Açlık grevlerine destek çağrısı da yapan psikolog Şirin Dreyi, özellikle akademisyenler, kadınlar ve annelerin bu direnişlere ses vermelerini istedi.  Güney Kürdistan halkına seslenen Dreyi, “Türkiye zindanlarında devam eden direnişe sessiz kalmamalıyız. Aynı zamanda Güney Kürdistan bölgesindeki herkese de sesleniyorum; biz Türk devletine bu nasıl bir baskı kurabilirizin yolunu bulmalı ve kesinlikle zindan direnişlerine karşı sessiz kalmayalım. Çünkü Türk devleti bu şekilde toplum olarak, halk olarak bizi teslim almak istiyor. Özellikle Güney Kürdistan’daki akademisyenler bu soykırım siyaseti, teslim alma siyasetine sessiz kalmamalı ve mutlaka zindan direnişlerine destek olmalı ve onların sesi olmalıdır” dedi.

'SOKAKTA DÖVME DE ZİNDANA ATMA DA İRADE KIRMA AMAÇLIDIR'

Geçtiğimiz günlerde Hewler’de gün ortası sokakta dövülen Güney Kürdistanlı aydınlardan Ferhat Pirbal olayına da tepki gösteren Dreyi, “zindana atma ve sokak ortasında dövmenin ortak mesajı seni teslim alacağım demektir” diye konuştu.

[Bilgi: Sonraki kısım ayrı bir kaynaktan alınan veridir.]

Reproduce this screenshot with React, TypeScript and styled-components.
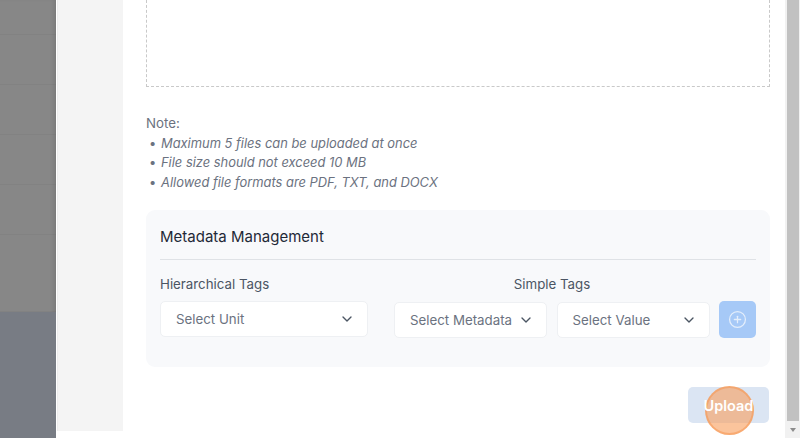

Süleymaniye üniversitesi öğretim görevlisi ve psikolog Şirin Dreyi, son olarak şunları belirtti: “Egemen iktidarlar toplumu teslim almak için her şeyi yapıyorlar. Zindana atmakla, Ferhat Pirbal’ı sokak ortasında gün ortası herkesin gözü önünde dövmek irade kırmak, teslim almak amaçlıdır. İnsanların iradeleri kırılmak, kendilerine güven olguları ortadan kaldırılmak isteniyor. İnsanları ruhsal ve psikolojik olarak teslim almanın açık yöntemidir bu. Birey bu şekilde güven olgusunu yitirdi mi baş eğer. Erdoğan insanları teslim almak için katlediyor, zindanlara atıp iradesini kırmak istiyor, güney Kürdistan’da da işte böyle gün ortası herkesin gözü önünde döverek iradesini kırmak suretiyle teslim alıyorlar. Sonuçta ikisi de aynı kapıya çıkar ve işte bu irade kırma, teslim almaya ancak hep birlikte karşı durarak boşa çıkarabiliriz.”